───── Given data ─────

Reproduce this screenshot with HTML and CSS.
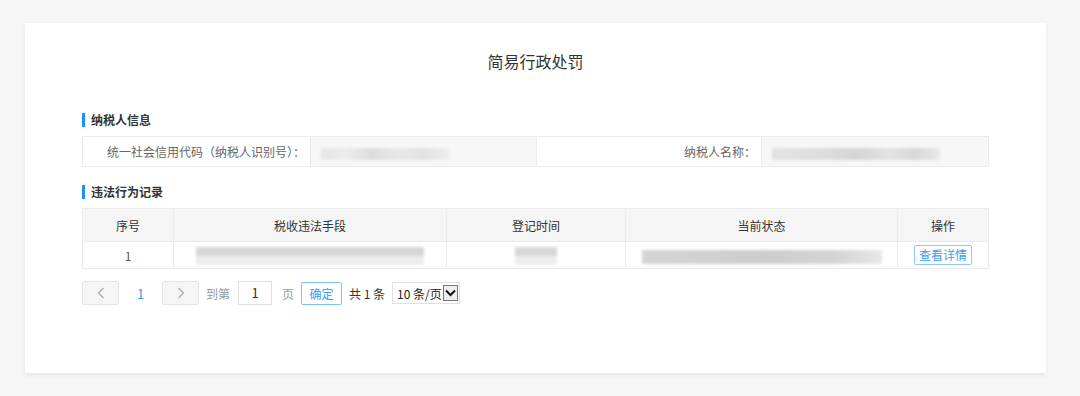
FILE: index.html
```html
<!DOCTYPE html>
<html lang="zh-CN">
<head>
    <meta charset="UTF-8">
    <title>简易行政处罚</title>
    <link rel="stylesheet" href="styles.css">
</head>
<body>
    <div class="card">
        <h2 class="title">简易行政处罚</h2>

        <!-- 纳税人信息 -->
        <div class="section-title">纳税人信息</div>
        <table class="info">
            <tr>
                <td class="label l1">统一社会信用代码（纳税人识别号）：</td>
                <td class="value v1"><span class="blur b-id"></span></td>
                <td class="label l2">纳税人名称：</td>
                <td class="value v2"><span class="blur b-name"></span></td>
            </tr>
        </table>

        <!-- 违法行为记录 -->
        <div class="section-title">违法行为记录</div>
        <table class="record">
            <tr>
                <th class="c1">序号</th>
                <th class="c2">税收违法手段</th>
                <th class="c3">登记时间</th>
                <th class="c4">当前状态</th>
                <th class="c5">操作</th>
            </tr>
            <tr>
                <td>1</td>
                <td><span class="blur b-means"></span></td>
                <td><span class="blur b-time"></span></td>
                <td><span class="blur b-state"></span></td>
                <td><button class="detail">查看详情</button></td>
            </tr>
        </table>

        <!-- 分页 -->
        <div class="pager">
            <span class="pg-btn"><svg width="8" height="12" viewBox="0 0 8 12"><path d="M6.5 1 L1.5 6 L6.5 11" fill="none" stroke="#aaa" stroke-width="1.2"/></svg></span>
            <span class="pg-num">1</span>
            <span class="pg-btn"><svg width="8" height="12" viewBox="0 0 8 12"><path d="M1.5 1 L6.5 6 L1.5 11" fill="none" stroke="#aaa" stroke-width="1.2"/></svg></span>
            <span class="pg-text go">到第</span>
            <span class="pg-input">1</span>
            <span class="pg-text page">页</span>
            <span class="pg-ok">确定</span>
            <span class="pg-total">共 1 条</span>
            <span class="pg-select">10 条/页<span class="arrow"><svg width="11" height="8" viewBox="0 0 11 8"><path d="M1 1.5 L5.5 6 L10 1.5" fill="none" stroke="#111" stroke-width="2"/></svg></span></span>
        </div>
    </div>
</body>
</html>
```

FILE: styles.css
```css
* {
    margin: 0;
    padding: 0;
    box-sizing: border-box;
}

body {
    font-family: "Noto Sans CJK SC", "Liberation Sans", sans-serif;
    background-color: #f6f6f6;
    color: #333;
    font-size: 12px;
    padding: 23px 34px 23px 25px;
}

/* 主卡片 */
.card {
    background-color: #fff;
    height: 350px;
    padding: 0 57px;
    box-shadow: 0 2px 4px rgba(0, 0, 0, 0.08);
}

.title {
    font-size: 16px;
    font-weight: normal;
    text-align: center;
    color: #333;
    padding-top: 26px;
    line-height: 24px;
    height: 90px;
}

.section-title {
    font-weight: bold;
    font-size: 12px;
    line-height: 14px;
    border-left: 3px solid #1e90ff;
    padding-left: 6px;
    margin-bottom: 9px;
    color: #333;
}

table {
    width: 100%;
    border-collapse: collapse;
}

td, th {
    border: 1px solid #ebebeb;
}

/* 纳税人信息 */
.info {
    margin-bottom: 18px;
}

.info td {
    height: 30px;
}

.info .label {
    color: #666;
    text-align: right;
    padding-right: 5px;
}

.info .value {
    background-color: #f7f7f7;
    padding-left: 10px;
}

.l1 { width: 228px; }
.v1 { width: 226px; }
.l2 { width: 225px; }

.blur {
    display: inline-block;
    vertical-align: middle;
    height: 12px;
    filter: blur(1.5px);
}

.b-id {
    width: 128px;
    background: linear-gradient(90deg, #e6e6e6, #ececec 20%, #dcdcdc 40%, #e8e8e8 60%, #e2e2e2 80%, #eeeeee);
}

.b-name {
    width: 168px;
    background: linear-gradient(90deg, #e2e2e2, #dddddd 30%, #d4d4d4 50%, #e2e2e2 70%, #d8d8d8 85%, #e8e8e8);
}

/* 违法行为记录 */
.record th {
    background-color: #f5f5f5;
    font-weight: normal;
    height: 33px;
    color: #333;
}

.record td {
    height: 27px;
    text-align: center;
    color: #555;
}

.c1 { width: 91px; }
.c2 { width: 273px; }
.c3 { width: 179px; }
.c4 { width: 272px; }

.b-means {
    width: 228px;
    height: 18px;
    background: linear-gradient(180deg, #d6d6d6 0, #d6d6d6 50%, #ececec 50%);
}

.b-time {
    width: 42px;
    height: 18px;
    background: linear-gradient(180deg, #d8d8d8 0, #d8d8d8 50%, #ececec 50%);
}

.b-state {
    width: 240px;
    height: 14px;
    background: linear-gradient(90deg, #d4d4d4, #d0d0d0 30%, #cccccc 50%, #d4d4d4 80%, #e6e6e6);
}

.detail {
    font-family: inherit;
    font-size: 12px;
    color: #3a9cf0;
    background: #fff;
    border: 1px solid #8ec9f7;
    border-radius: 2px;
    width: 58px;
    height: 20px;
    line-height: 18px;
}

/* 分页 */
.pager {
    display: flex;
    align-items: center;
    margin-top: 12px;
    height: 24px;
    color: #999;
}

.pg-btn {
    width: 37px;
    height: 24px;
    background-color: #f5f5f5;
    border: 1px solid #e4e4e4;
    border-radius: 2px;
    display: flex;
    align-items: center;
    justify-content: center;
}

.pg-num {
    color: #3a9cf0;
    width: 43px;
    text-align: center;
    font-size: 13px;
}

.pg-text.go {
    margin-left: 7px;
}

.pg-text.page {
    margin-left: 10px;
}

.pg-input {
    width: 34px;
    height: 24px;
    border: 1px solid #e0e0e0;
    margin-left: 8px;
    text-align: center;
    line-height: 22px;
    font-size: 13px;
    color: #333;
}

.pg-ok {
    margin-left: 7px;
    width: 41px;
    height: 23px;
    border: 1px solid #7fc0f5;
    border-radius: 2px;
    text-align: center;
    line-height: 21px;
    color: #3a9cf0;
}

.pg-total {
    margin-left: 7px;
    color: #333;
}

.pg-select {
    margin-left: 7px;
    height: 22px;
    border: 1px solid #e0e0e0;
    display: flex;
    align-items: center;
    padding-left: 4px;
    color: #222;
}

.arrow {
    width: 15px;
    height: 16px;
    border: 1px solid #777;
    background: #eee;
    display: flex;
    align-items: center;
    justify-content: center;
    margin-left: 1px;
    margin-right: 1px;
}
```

─────

▶ The problem
The material above must be printed exactly, with its pictures left out.

▶ Worked answer
Reproduce this screenshot with HTML and CSS.
FILE: index.html
```html
<!DOCTYPE html>
<html lang="zh-CN">
<head>
    <meta charset="UTF-8">
    <title>简易行政处罚</title>
    <link rel="stylesheet" href="styles.css">
</head>
<body>
    <div class="card">
        <h2 class="title">简易行政处罚</h2>

        <!-- 纳税人信息 -->
        <div class="section-title">纳税人信息</div>
        <table class="info">
            <tr>
                <td class="label l1">统一社会信用代码（纳税人识别号）：</td>
                <td class="value v1"><span class="blur b-id"></span></td>
                <td class="label l2">纳税人名称：</td>
                <td class="value v2"><span class="blur b-name"></span></td>
            </tr>
        </table>

        <!-- 违法行为记录 -->
        <div class="section-title">违法行为记录</div>
        <table class="record">
            <tr>
                <th class="c1">序号</th>
                <th class="c2">税收违法手段</th>
                <th class="c3">登记时间</th>
                <th class="c4">当前状态</th>
                <th class="c5">操作</th>
            </tr>
            <tr>
                <td>1</td>
                <td><span class="blur b-means"></span></td>
                <td><span class="blur b-time"></span></td>
                <td><span class="blur b-state"></span></td>
                <td><button class="detail">查看详情</button></td>
            </tr>
        </table>

        <!-- 分页 -->
        <div class="pager">
            <span class="pg-btn"><svg width="8" height="12" viewBox="0 0 8 12"><path d="M6.5 1 L1.5 6 L6.5 11" fill="none" stroke="#aaa" stroke-width="1.2"/></svg></span>
            <span class="pg-num">1</span>
            <span class="pg-btn"><svg width="8" height="12" viewBox="0 0 8 12"><path d="M1.5 1 L6.5 6 L1.5 11" fill="none" stroke="#aaa" stroke-width="1.2"/></svg></span>
            <span class="pg-text go">到第</span>
            <span class="pg-input">1</span>
            <span class="pg-text page">页</span>
            <span class="pg-ok">确定</span>
            <span class="pg-total">共 1 条</span>
            <span class="pg-select">10 条/页<span class="arrow"><svg width="11" height="8" viewBox="0 0 11 8"><path d="M1 1.5 L5.5 6 L10 1.5" fill="none" stroke="#111" stroke-width="2"/></svg></span></span>
        </div>
    </div>
</body>
</html>
```

FILE: styles.css
```css
* {
    margin: 0;
    padding: 0;
    box-sizing: border-box;
}

body {
    font-family: "Noto Sans CJK SC", "Liberation Sans", sans-serif;
    background-color: #f6f6f6;
    color: #333;
    font-size: 12px;
    padding: 23px 34px 23px 25px;
}

/* 主卡片 */
.card {
    background-color: #fff;
    height: 350px;
    padding: 0 57px;
    box-shadow: 0 2px 4px rgba(0, 0, 0, 0.08);
}

.title {
    font-size: 16px;
    font-weight: normal;
    text-align: center;
    color: #333;
    padding-top: 26px;
    line-height: 24px;
    height: 90px;
}

.section-title {
    font-weight: bold;
    font-size: 12px;
    line-height: 14px;
    border-left: 3px solid #1e90ff;
    padding-left: 6px;
    margin-bottom: 9px;
    color: #333;
}

table {
    width: 100%;
    border-collapse: collapse;
}

td, th {
    border: 1px solid #ebebeb;
}

/* 纳税人信息 */
.info {
    margin-bottom: 18px;
}

.info td {
    height: 30px;
}

.info .label {
    color: #666;
    text-align: right;
    padding-right: 5px;
}

.info .value {
    background-color: #f7f7f7;
    padding-left: 10px;
}

.l1 { width: 228px; }
.v1 { width: 226px; }
.l2 { width: 225px; }

.blur {
    display: inline-block;
    vertical-align: middle;
    height: 12px;
    filter: blur(1.5px);
}

.b-id {
    width: 128px;
    background: linear-gradient(90deg, #e6e6e6, #ececec 20%, #dcdcdc 40%, #e8e8e8 60%, #e2e2e2 80%, #eeeeee);
}

.b-name {
    width: 168px;
    background: linear-gradient(90deg, #e2e2e2, #dddddd 30%, #d4d4d4 50%, #e2e2e2 70%, #d8d8d8 85%, #e8e8e8);
}

/* 违法行为记录 */
.record th {
    background-color: #f5f5f5;
    font-weight: normal;
    height: 33px;
    color: #333;
}

.record td {
    height: 27px;
    text-align: center;
    color: #555;
}

.c1 { width: 91px; }
.c2 { width: 273px; }
.c3 { width: 179px; }
.c4 { width: 272px; }

.b-means {
    width: 228px;
    height: 18px;
    background: linear-gradient(180deg, #d6d6d6 0, #d6d6d6 50%, #ececec 50%);
}

.b-time {
    width: 42px;
    height: 18px;
    background: linear-gradient(180deg, #d8d8d8 0, #d8d8d8 50%, #ececec 50%);
}

.b-state {
    width: 240px;
    height: 14px;
    background: linear-gradient(90deg, #d4d4d4, #d0d0d0 30%, #cccccc 50%, #d4d4d4 80%, #e6e6e6);
}

.detail {
    font-family: inherit;
    font-size: 12px;
    color: #3a9cf0;
    background: #fff;
    border: 1px solid #8ec9f7;
    border-radius: 2px;
    width: 58px;
    height: 20px;
    line-height: 18px;
}

/* 分页 */
.pager {
    display: flex;
    align-items: center;
    margin-top: 12px;
    height: 24px;
    color: #999;
}

.pg-btn {
    width: 37px;
    height: 24px;
    background-color: #f5f5f5;
    border: 1px solid #e4e4e4;
    border-radius: 2px;
    display: flex;
    align-items: center;
    justify-content: center;
}

.pg-num {
    color: #3a9cf0;
    width: 43px;
    text-align: center;
    font-size: 13px;
}

.pg-text.go {
    margin-left: 7px;
}

.pg-text.page {
    margin-left: 10px;
}

.pg-input {
    width: 34px;
    height: 24px;
    border: 1px solid #e0e0e0;
    margin-left: 8px;
    text-align: center;
    line-height: 22px;
    font-size: 13px;
    color: #333;
}

.pg-ok {
    margin-left: 7px;
    width: 41px;
    height: 23px;
    border: 1px solid #7fc0f5;
    border-radius: 2px;
    text-align: center;
    line-height: 21px;
    color: #3a9cf0;
}

.pg-total {
    margin-left: 7px;
    color: #333;
}

.pg-select {
    margin-left: 7px;
    height: 22px;
    border: 1px solid #e0e0e0;
    display: flex;
    align-items: center;
    padding-left: 4px;
    color: #222;
}

.arrow {
    width: 15px;
    height: 16px;
    border: 1px solid #777;
    background: #eee;
    display: flex;
    align-items: center;
    justify-content: center;
    margin-left: 1px;
    margin-right: 1px;
}
```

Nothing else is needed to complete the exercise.